I played a lot of D&D in fifth grade.

I also managed to go something like three months without doing any math at all, because my teacher was (I thought, at the time) lazy and was probably (I think now, reflecting on this nonsense) massively overwhelmed by the immense amount of record-keeping and paperwork she was expected to keep track of, and no doubt undertrained as well (she was literally the only teacher in the corporation with this job) and one way or another I figured out that so long as I told her I was doing whatever math assignments every week, she wasn’t going to check them.

Well, that fell apart eventually, and my parents, who were already not happy with the school for a variety of reasons (my favorite: we were sold shirts emblazoned with the logo and name of the program and our names on the back, and then the school declared that we weren’t allowed to wear them to school. This was way before uniforms were a thing, mind you) basically landed on me like a ton of bricks, and I basically had to do three months worth of math over one long, miserable fucking weekend, and then my poor fucking teacher had to grade all of that shit over the next week and give it back to me, so that I could correct anything that I’d done wrong.

So.
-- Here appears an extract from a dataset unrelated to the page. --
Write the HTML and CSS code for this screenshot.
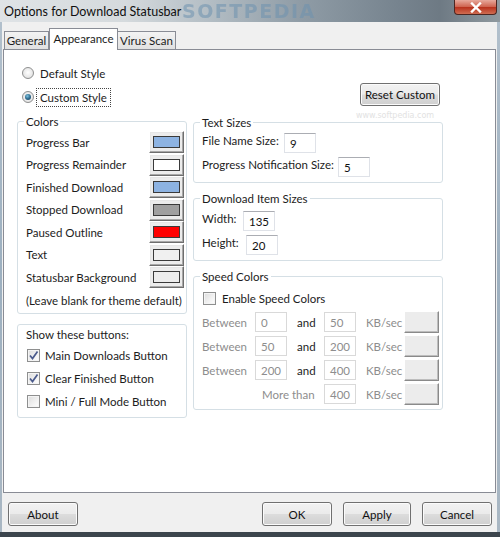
FILE: index.html
```html
<!DOCTYPE html>
<html>
<head>
<meta charset="utf-8">
<link rel="stylesheet" href="styles.css">
</head>
<body>
<div class="window">
  <div class="titlebar">
    <span class="title">Options for Download Statusbar</span>
    <span class="wm">SOFTPEDIA</span>
    <div class="close"><svg width="14" height="11" viewBox="0 0 14 11"><path d="M3 1.5 L11 9.5 M11 1.5 L3 9.5" stroke="#fff" stroke-width="2.4" stroke-linecap="square"/></svg></div>
  </div>
  <div class="client">
    <div class="tabs">
      <div class="tab t-general">General</div>
      <div class="tab active t-appear">Appearance</div>
      <div class="tab t-virus">Virus Scan</div>
    </div>
    <div class="panel">
      <span class="wm3">www.softpedia.com</span>
      <div class="content">
        <div class="top">
          <div class="radios">
            <div class="radio-row"><span class="radio"></span><span class="rlabel">Default Style</span></div>
            <div class="radio-row"><span class="radio checked"><span class="dot"></span></span><span class="rlabel focus">Custom Style</span></div>
          </div>
          <button class="vbtn reset">Reset Custom</button>
        </div>
        <div class="cols">
          <div class="col">
            <fieldset class="colors">
              <legend>Colors</legend>
              <div class="crows">
                <div class="crow"><span>Progress Bar</span><span class="cbtn"><span class="sw" style="background:#8db3e2"></span></span></div>
                <div class="crow"><span>Progress Remainder</span><span class="cbtn"><span class="sw" style="background:#ffffff"></span></span></div>
                <div class="crow"><span>Finished Download</span><span class="cbtn"><span class="sw" style="background:#8db3e2"></span></span></div>
                <div class="crow"><span>Stopped Download</span><span class="cbtn"><span class="sw" style="background:#a0a0a0"></span></span></div>
                <div class="crow"><span>Paused Outline</span><span class="cbtn"><span class="sw" style="background:#ff0000"></span></span></div>
                <div class="crow"><span>Text</span><span class="cbtn"><span class="sw" style="background:#f0f0f0"></span></span></div>
                <div class="crow"><span>Statusbar Background</span><span class="cbtn"><span class="sw" style="background:#ececec"></span></span></div>
              </div>
              <div class="note">(Leave blank for theme default)</div>
            </fieldset>
            <div class="showbox">
              <div class="showtitle">Show these buttons:</div>
              <div class="chk-row"><span class="chk"><svg width="11" height="11" viewBox="0 0 11 11"><path d="M2 5.5 L4.5 8.5 L9.5 1.5" fill="none" stroke="#4a5a8c" stroke-width="1.7"/></svg></span><span>Main Downloads Button</span></div>
              <div class="chk-row"><span class="chk"><svg width="11" height="11" viewBox="0 0 11 11"><path d="M2 5.5 L4.5 8.5 L9.5 1.5" fill="none" stroke="#4a5a8c" stroke-width="1.7"/></svg></span><span>Clear Finished Button</span></div>
              <div class="chk-row"><span class="chk"></span><span>Mini / Full Mode Button</span></div>
            </div>
          </div>
          <div class="col">
            <fieldset class="textsizes">
              <legend>Text Sizes</legend>
              <div class="frow"><span class="flabel w-fname">File Name Size:</span><span class="tbox">9</span></div>
              <div class="frow"><span class="flabel w-prog">Progress Notification Size:</span><span class="tbox">5</span></div>
            </fieldset>
            <fieldset class="itemsizes">
              <legend>Download Item Sizes</legend>
              <div class="frow"><span class="flabel w-width">Width:</span><span class="tbox">135</span></div>
              <div class="frow"><span class="flabel w-height">Height:</span><span class="tbox">20</span></div>
            </fieldset>
            <fieldset class="speed">
              <legend>Speed Colors</legend>
              <div class="chk-row speedchk"><span class="chk"></span><span>Enable Speed Colors</span></div>
              <div class="sgrid">
                <span class="dis">Between</span><span class="tbox dtb">0</span><span class="and">and</span><span class="tbox dtb">50</span><span class="dis kb">KB/sec</span><span class="sbtn"></span>
                <span class="dis">Between</span><span class="tbox dtb">50</span><span class="and">and</span><span class="tbox dtb">200</span><span class="dis kb">KB/sec</span><span class="sbtn"></span>
                <span class="dis">Between</span><span class="tbox dtb">200</span><span class="and">and</span><span class="tbox dtb">400</span><span class="dis kb">KB/sec</span><span class="sbtn"></span>
                <span></span><span class="dis more">More than</span><span class="tbox dtb">400</span><span class="dis kb">KB/sec</span><span class="sbtn"></span>
              </div>
            </fieldset>
          </div>
        </div>
      </div>
    </div>
    <div class="bottom">
      <button class="vbtn bbtn">About</button>
      <span class="spacer"></span>
      <button class="vbtn bbtn">OK</button>
      <button class="vbtn bbtn apply">Apply</button>
      <button class="vbtn bbtn">Cancel</button>
    </div>
  </div>
</div>
</body>
</html>
```
FILE: styles.css
```css
* { box-sizing: border-box; }
html, body { margin: 0; padding: 0; }
body {
  width: 500px; height: 537px; overflow: hidden;
  font-family: Lato, "Open Sans", sans-serif;
  font-size: 11.5px; line-height: 15px; color: #1c1c1c;
}
.window {
  width: 500px; height: 537px;
  display: flex; flex-direction: column;
  background: linear-gradient(to bottom, #b3c1cd 0%, #9db0c0 50%, #a9b7c3 97%);
  box-shadow: inset 0 -5px 0 #3c454d;
}
.titlebar {
  height: 22px; flex: none; position: relative;
  display: flex; align-items: center; padding-left: 4px;
  background: linear-gradient(to right, #dfe3e6 0%, #d5dadd 25%, #b3bdc4 42%, #8f9ca6 60%, #76838e 80%, #6e7a84 88%, #8f999f 100%);
}
.title { font-size: 12.5px; color: #101010; position: relative; z-index: 2; }
.wm {
  position: absolute; left: 182px; top: 1px;
  font: bold 19px/20px "DejaVu Sans", sans-serif; letter-spacing: 1.5px;
  color: rgba(110, 145, 175, 0.55); filter: blur(0.7px);
}
.close {
  position: absolute; right: 3px; top: 0; width: 43px; height: 15px;
  border: 1px solid #4d2621; border-top: 0; border-radius: 0 0 4px 4px;
  background: linear-gradient(#e7a99c 0%, #cf6450 48%, #b8321d 52%, #cf6d52 100%);
  display: flex; align-items: center; justify-content: center;
}
.client {
  flex: 1; margin: 0 3px 5px 2px;
  background: #f0f0f0;
  display: flex; flex-direction: column;
}
.tabs {
  height: 27px; flex: none; display: flex; align-items: flex-end;
  padding-left: 2px; position: relative; z-index: 2;
}
.tab {
  height: 18px; border: 1px solid #898c95; border-bottom: 0;
  background: linear-gradient(#f3f3f3, #e1e1e1);
  display: flex; align-items: center; justify-content: center;
  color: #1c1c1c;
}
.tab + .tab { border-left: 0; }
.tab.active {
  height: 22px; background: #fff; margin-bottom: -1px;
  border-left: 1px solid #898c95; align-items: flex-start; padding-top: 2px;
}
.t-general { width: 45px; }
.t-appear { width: 69px; }
.t-virus { width: 58px; }
.panel {
  height: 444px; flex: none; margin: 0 1px;
  border: 1px solid #898c95; background: #fff;
  position: relative; padding-left: 13px;
}
.wm3 {
  position: absolute; left: 352px; top: 61px;
  font: 8px/10px "DejaVu Sans", sans-serif; color: #e2e2e2;
}
.content { width: 426px; position: relative; }
.top {
  height: 64px; display: flex; justify-content: space-between; align-items: flex-start;
  padding: 11px 3px 0 5px;
}
.radio-row { height: 24px; display: flex; align-items: center; }
.radio {
  width: 12px; height: 12px; border-radius: 50%;
  border: 1px solid #8e8f8f;
  background: radial-gradient(circle at 50% 45%, #ffffff 0%, #e4e4e4 70%, #d2d2d2 100%);
  display: flex; align-items: center; justify-content: center;
}
.dot {
  width: 6px; height: 6px; border-radius: 50%;
  background: radial-gradient(circle at 40% 35%, #7fc3e0 0%, #2f6d90 50%, #163a52 100%);
}
.rlabel { margin-left: 2px; padding: 1px 3px; border: 1px dotted transparent; }
.rlabel.focus { border-color: #444; }
.vbtn {
  font-family: inherit; font-size: 11.5px; color: #111;
  border: 1px solid #707070; border-radius: 3px;
  background: linear-gradient(#f2f2f2 0%, #ebebeb 48%, #dcdcdc 52%, #cfcfcf 100%);
  box-shadow: inset 0 0 0 1px #fbfbfb;
  padding: 0; margin: 0;
}
.reset { width: 80px; height: 23px; margin-top: 22px; position: relative; z-index: 1; }
.cols {
  display: grid; grid-template-columns: 170px 250px; column-gap: 6px; align-items: start;
}
fieldset {
  margin: 0; border: 1px solid #d5dfe5; border-radius: 3px;
  padding: 0 2px 0 8px; min-width: 0;
}
legend { padding: 0 2px; margin-left: -2px; line-height: 15px; }
.crows { padding-top: 2px; }
.crow {
  height: 22.5px; display: flex; align-items: center; justify-content: space-between;
}
.cbtn {
  width: 35px; height: 22px;
  border: 1px solid; border-color: #ffffff #6e6e6e #6e6e6e #ffffff;
  box-shadow: inset -1px -1px 0 #a8a8a8, inset 1px 1px 0 #e6e6e6;
  background: #ececec;
  display: flex; align-items: center; justify-content: center;
}
.sw { width: 27px; height: 12px; border: 1px solid #3a3a3a; }
.note { margin-top: 4px; padding-bottom: 5px; white-space: nowrap; }
.showbox {
  margin-top: 10px; border: 1px solid #d5dfe5; border-radius: 3px;
  padding: 2px 2px 4px 8px;
}
.showtitle { margin-bottom: 2px; }
.chk-row { height: 23px; display: flex; align-items: center; }
.chk {
  width: 13px; height: 13px; margin-left: 1px; margin-right: 5px;
  border: 1px solid #8e8f8f;
  background: linear-gradient(135deg, #dcdcdc 0%, #f2f2f2 60%, #ffffff 100%);
  box-shadow: inset 0 0 0 1px #f4f4f4;
  display: flex; align-items: center; justify-content: center;
}
.textsizes { margin-top: 1px; padding-top: 1px; padding-bottom: 3px; }
.itemsizes { margin-top: 8px; padding-top: 3px; padding-bottom: 3px; }
.speed { margin-top: 8px; padding-top: 3px; padding-bottom: 3px; }
.frow { height: 24px; display: flex; align-items: flex-start; }
.flabel { padding-top: 1.5px; flex: none; white-space: nowrap; }
.w-fname { width: 82px; }
.w-prog { width: 136px; }
.w-width { width: 41px; }
.w-height { width: 44px; }
.tbox {
  margin-top: 2px; width: 32px; height: 20px;
  border: 1px solid #dfe2e8; border-top-color: #abadb3;
  padding: 3px 0 0 5px; line-height: 14px; background: #fff; color: #111;
}
.speedchk { height: 22px; margin-bottom: 1px; }
.speedchk .chk { margin-right: 6px; }
.sgrid {
  display: grid; grid-template-columns: 53px 32px 37px 32px 48px 35px;
  grid-auto-rows: 24px; align-items: center;
}
.dis { color: #8d8d8d; }
.and { padding-left: 10px; color: #1c1c1c; }
.kb { padding-left: 10px; }
.more { grid-column: 2 / span 2; padding-left: 7px; }
.dtb { margin-top: 0; color: #8d8d8d; border-color: #d9d9d9; height: 20px; }
.sbtn {
  width: 35px; height: 22px;
  border: 1px solid; border-color: #ffffff #8a8a8a #8a8a8a #ffffff;
  box-shadow: inset -1px -1px 0 #bdbdbd;
  background: #ececec;
}
.bottom {
  display: flex; align-items: flex-start; padding: 9px 5px 0 6px; gap: 11px;
}
.spacer { flex: 1; }
.bbtn { width: 70px; height: 24px; }
.apply { width: 68px; }
```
Fast forward, oh, 32 years or so.

My son has been working from home all year. My wife works, broadly defined, in the healthcare field and I’ve obviously been home all year as well, and both of our dads live alone and one of them is seriously immunocompromised, so all of that has made us just a touch more paranoid about the virus than most. My kid hasn’t seen another kid in person in nearly a fucking year. His science teacher either forgot to let him into class today or had technical difficulties and wasn’t able to and she emailed me to let me know what had happened and tell him about his assignment. He’s got a packet for this science unit and he was supposed to do pages 17 and 18.

Go ahead, take a moment and make some assumptions. I’ll wait.
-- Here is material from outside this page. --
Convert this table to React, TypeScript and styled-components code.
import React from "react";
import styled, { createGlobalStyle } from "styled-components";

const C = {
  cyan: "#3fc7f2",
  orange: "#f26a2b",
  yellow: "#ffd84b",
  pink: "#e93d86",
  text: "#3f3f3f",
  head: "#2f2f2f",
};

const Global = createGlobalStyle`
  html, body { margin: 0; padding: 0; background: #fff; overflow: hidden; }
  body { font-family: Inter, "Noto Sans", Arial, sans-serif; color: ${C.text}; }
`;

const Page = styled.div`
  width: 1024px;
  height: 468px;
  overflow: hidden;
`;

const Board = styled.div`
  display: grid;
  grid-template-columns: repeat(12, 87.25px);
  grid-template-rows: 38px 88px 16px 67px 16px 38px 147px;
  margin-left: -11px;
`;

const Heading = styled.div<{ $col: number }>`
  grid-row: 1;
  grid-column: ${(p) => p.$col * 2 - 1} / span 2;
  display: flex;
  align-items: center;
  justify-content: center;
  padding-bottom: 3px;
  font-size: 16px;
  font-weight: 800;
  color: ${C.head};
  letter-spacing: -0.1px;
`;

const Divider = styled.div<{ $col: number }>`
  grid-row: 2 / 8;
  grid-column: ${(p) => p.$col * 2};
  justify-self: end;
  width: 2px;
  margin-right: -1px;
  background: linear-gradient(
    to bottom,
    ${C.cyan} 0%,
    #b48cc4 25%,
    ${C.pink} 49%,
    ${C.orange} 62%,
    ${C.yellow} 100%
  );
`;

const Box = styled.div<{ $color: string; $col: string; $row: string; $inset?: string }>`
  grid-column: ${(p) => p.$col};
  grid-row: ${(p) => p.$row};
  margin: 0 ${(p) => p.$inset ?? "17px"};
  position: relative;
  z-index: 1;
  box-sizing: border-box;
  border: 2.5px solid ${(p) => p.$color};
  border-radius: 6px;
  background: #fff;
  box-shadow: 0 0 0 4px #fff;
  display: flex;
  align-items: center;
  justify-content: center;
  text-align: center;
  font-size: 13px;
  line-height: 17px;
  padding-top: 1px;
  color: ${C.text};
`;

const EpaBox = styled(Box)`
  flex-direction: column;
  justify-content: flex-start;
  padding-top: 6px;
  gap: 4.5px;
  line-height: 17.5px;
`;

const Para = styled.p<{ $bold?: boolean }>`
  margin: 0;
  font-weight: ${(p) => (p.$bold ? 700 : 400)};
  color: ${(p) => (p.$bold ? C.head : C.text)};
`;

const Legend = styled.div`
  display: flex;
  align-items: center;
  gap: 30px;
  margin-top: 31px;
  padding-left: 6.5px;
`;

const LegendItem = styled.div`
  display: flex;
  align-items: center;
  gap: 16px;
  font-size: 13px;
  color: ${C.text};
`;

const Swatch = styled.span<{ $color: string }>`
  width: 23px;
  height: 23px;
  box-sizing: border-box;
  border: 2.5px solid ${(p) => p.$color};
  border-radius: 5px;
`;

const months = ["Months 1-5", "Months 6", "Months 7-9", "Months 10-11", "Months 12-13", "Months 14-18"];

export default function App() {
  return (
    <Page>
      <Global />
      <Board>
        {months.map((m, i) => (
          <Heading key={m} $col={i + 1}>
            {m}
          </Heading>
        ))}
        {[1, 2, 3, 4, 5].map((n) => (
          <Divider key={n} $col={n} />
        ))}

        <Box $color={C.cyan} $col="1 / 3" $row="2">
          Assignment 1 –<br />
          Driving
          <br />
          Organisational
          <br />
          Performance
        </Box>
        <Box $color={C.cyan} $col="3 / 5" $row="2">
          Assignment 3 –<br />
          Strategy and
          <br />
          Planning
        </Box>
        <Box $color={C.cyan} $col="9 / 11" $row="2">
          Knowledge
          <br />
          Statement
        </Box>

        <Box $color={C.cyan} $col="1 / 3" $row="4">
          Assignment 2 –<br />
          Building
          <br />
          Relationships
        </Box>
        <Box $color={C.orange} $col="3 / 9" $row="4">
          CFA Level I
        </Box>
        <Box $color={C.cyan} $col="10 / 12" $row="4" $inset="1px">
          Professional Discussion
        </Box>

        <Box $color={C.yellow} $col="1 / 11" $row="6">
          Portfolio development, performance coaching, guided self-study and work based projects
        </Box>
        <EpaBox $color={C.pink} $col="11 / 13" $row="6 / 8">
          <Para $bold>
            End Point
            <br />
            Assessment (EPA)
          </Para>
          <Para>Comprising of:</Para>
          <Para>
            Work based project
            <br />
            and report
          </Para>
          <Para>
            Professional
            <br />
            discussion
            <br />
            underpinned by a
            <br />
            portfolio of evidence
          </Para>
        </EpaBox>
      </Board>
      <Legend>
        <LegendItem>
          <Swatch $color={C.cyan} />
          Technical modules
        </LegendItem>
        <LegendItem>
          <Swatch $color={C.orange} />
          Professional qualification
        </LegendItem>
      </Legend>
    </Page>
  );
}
No, of course there wasn’t a single fucking mark on pages one through sixteen. Now, I’ve not torn the boy’s head off yet, because I don’t know how this teacher runs her class, and it’s possible– I don’t think it’s likely, mind you, but it’s possible— that she’s either jumping around or they’ve been working through this as a class and he hasn’t necessarily needed to write out his answers. It’s possible. I’ll withhold my swift and terrible retribution until I know for sure.

But yeah. Just one more piece of evidence that he’s my goddamned kid.

Whoopsie

Somebody almost fucked around and forgot to blog today. Not that I actually have anything I want to talk about; I just had a parent come at me about her son’s “alleged” absences and I’m not in the greatest mood.

Well, okay, I’m in that sort of I keep receipts for allllll of this, ma’am, and you’re about to find out what my tone is like when I’m not telling you to fuck yourself but I want you to hear that anyway mood.

Do not, in the same damn email, tell me that you’re not home during the day when your son is supposed to be at school and then use the word “alleged” to refer to his absences. Just don’t. It’s not gonna go well.

Off to watch television.

As one does

The boy is on his way to bed, or at least what we’ve come to call bed one, and so I suppose I can begin safely downloading his Christmas presents. Yes, downloading, and I may very well not reveal the existence of Immortals: Fenyx Rising on the PS5 until he notices it on his own. He and his mom have been reading through the Percy Jackson series together for the last several … months? … sure, let’s go with months, and it’s triggered a moderate obsession with Greek mythology, so he was all over the game. Hopefully it’s actually fun.

Other than that, well, there’s a reason it took until 9:00 to get even a short post up. This has been the least Christmas Eve-ish Christmas ever, and I fully expect tomorrow to be the least Christmasy Christmas ever, and honestly right now I’m fine with both of those things.